Department of ClassicsUniversity of Cincinnati
Department of Classics

In October, papyrus from West Virginia visited the Classics department, to be restored and read by Professor Peter van Minnen. At some point, the Sunrise Museum in Charleston, WV, acquired a sizeable papyrus from Egypt in multiple fragments. When the museum moved to a new location (the Clay Center for the Arts and Sciences in Charleston), the collections were pruned of unwanted items. These were then distributed among other institutions. The papyrus ended up at Marshall University in Huntington, WV, where it is now part of the Archaeological and Ethnographic Collections. Its curator, Anthropology professor Nick Freidin, prodded one of his students, Michelle Young, an Anthropology senior, to contact Peter van Minnen, who had earlier restored the Duke University papyrus collection.

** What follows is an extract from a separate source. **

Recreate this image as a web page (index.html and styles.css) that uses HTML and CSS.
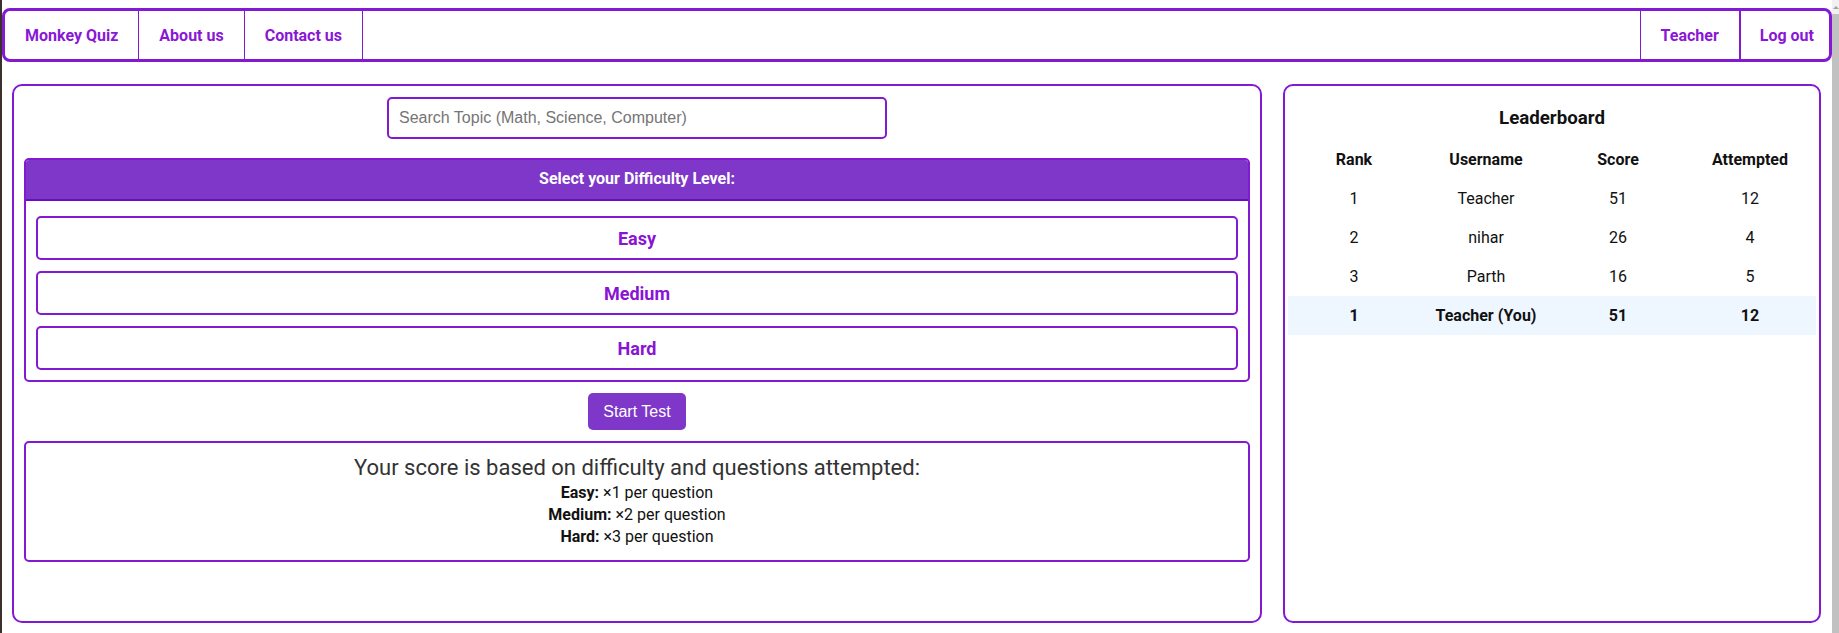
FILE: index.html
```html
<!DOCTYPE html>
<html lang="en">
<head>
<meta charset="utf-8">
<title>Monkey Quiz</title>
<link rel="stylesheet" href="styles.css">
</head>
<body>
<div class="edge"></div>
<div class="page">
  <nav class="navbar">
    <a class="nav-item" href="#">Monkey Quiz</a>
    <a class="nav-item" href="#">About us</a>
    <a class="nav-item" href="#">Contact us</a>
    <div class="nav-spacer"></div>
    <a class="nav-item nav-right" href="#">Teacher</a>
    <a class="nav-item nav-right nav-last" href="#">Log out</a>
  </nav>
  <main class="content">
    <section class="panel quiz-panel">
      <input class="search" type="text" placeholder="Search Topic (Math, Science, Computer)">
      <div class="difficulty">
        <div class="difficulty-head">Select your Difficulty Level:</div>
        <div class="difficulty-list">
          <button class="level">Easy</button>
          <button class="level">Medium</button>
          <button class="level">Hard</button>
        </div>
      </div>
      <div class="start-row"><button class="start">Start Test</button></div>
      <div class="score-info">
        <div class="score-title">Your score is based on difficulty and questions attempted:</div>
        <div class="score-line"><b>Easy:</b> ×1 per question</div>
        <div class="score-line"><b>Medium:</b> ×2 per question</div>
        <div class="score-line"><b>Hard:</b> ×3 per question</div>
      </div>
    </section>
    <aside class="panel board-panel">
      <h3 class="board-title">Leaderboard</h3>
      <table class="board">
        <thead>
          <tr><th>Rank</th><th>Username</th><th>Score</th><th>Attempted</th></tr>
        </thead>
        <tbody>
          <tr><td>1</td><td>Teacher</td><td>51</td><td>12</td></tr>
          <tr><td>2</td><td>nihar</td><td>26</td><td>4</td></tr>
          <tr><td>3</td><td>Parth</td><td>16</td><td>5</td></tr>
          <tr class="me"><td>1</td><td>Teacher (You)</td><td>51</td><td>12</td></tr>
        </tbody>
      </table>
    </aside>
  </main>
</div>
<div class="scrollbar">
  <div class="scroll-arrow"></div>
  <div class="scroll-thumb"></div>
</div>
</body>
</html>
```

FILE: styles.css
```css
html, body {
  margin: 0;
  padding: 0;
}
body {
  display: flex;
  height: 633px;
  overflow: hidden;
  background: #ffffff;
  font-family: Roboto, "Noto Sans", Arial, sans-serif;
  color: #111;
}
.edge {
  width: 2px;
  flex: none;
  background: #3b302a;
}
.page {
  flex: 1;
  min-width: 0;
  padding-top: 8px;
}
.scrollbar {
  width: 7px;
  flex: none;
  display: flex;
  flex-direction: column;
  background: #f1f1f1;
}
.scroll-arrow {
  height: 14px;
  display: flex;
  align-items: center;
  justify-content: center;
}
.scroll-arrow::before {
  content: "";
  width: 0;
  height: 0;
  border-left: 3px solid transparent;
  border-right: 3px solid transparent;
  border-bottom: 3px solid #a3a3a3;
}
.scroll-thumb {
  flex: 1;
  background: #c1c1c1;
}

/* navbar */
.navbar {
  display: flex;
  align-items: stretch;
  height: 54px;
  box-sizing: border-box;
  border: 3px solid #8419d2;
  border-radius: 8px;
}
.nav-item {
  display: flex;
  align-items: center;
  padding: 0 20px;
  color: #8a17d6;
  font-weight: 700;
  font-size: 16px;
  text-decoration: none;
  border-right: 1px solid #8419d2;
}
.nav-spacer {
  flex: 1;
}
.nav-right {
  border-right: none;
  border-left: 1px solid #8419d2;
}
.nav-last {
  border-left-width: 2px;
  padding: 0 15px 0 19px;
}

/* content */
.content {
  display: flex;
  gap: 21px;
  margin-top: 22px;
  padding: 0 11px 0 10px;
}
.panel {
  height: 539px;
  box-sizing: border-box;
  border: 2px solid #8419d2;
  border-radius: 10px;
}
.quiz-panel {
  flex: 1;
  padding: 11px 10px 10px;
  display: flex;
  flex-direction: column;
}
.board-panel {
  width: 538px;
  flex: none;
  padding: 3px;
}

.search {
  align-self: center;
  width: 500px;
  height: 42px;
  box-sizing: border-box;
  border: 2px solid #8419d2;
  border-radius: 5px;
  padding: 0 10px;
  font-family: "Liberation Sans", Arial, sans-serif;
  font-size: 16px;
  color: #333;
  outline: none;
}
.search::placeholder {
  color: #757575;
}

.difficulty {
  margin-top: 19px;
  border: 2px solid #8419d2;
  border-radius: 5px;
  overflow: hidden;
}
.difficulty-head {
  height: 43px;
  box-sizing: border-box;
  margin: -2px -2px 0;
  background: #7e37c8;
  border-bottom: 2px solid #6a0dc2;
  color: #fff;
  font-weight: 700;
  font-size: 16px;
  display: flex;
  align-items: center;
  justify-content: center;
  border-radius: 5px 5px 0 0;
}
.difficulty-list {
  display: flex;
  flex-direction: column;
  gap: 11px;
  padding: 15px 10px 10px;
}
.level {
  height: 44px;
  box-sizing: border-box;
  background: #fff;
  border: 2px solid #8419d2;
  border-radius: 5px;
  font-family: Roboto, "Noto Sans", Arial, sans-serif;
  font-weight: 700;
  font-size: 18px;
  color: #8a14d5;
  cursor: pointer;
}

.start-row {
  display: flex;
  justify-content: center;
  margin-top: 11px;
}
.start {
  height: 37px;
  padding: 0 15px;
  border: none;
  border-radius: 5px;
  background: #7e37c8;
  color: #fff;
  font-family: "Liberation Sans", Arial, sans-serif;
  font-size: 16px;
  cursor: pointer;
}

.score-info {
  margin-top: 11px;
  border: 2px solid #8419d2;
  border-radius: 5px;
  padding: 11px 10px 12px;
  text-align: center;
}
.score-title {
  font-size: 22px;
  line-height: 27px;
  color: #333;
  margin-bottom: 1px;
}
.score-line {
  font-size: 16px;
  line-height: 22px;
  color: #111;
}

.board-title {
  margin: 18px 0 11px;
  text-align: center;
  font-size: 18.7px;
  line-height: 22px;
  font-weight: 700;
  color: #111;
}
.board {
  width: 100%;
  border-collapse: collapse;
  table-layout: fixed;
  font-size: 16px;
}
.board th, .board td {
  text-align: center;
  padding: 10px 0;
  line-height: 19px;
}
.board th {
  font-weight: 700;
}
.board tr.me {
  background: #eef6ff;
  font-weight: 700;
}
```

Michelle transported the papyrus from Huntington to Cincinnati and back. It took Peter almost a week to restore the papyrus, read the text, and get the papyrus photographed. The text consists of three columns of a Greek list of tax payments from Heracleopolis in Middle Egypt. The palaeography suggests a fifth-century date for the papyrus. The text is missing just a few entries at the top and originally recorded almost 100 individuals, all men, who paid relatively small amounts of money, ranging between 1/4th of a solidus (a gold coin) and 1 1/4 solidus. The tax may have been an ad hoc levy on the urban population. Such direct taxes on people were rare in Late Antiquity, when most taxes were on land. This is in notable contrast to the earlier Roman Empire, when landowners were relatively lightly taxed and direct taxes on people were high.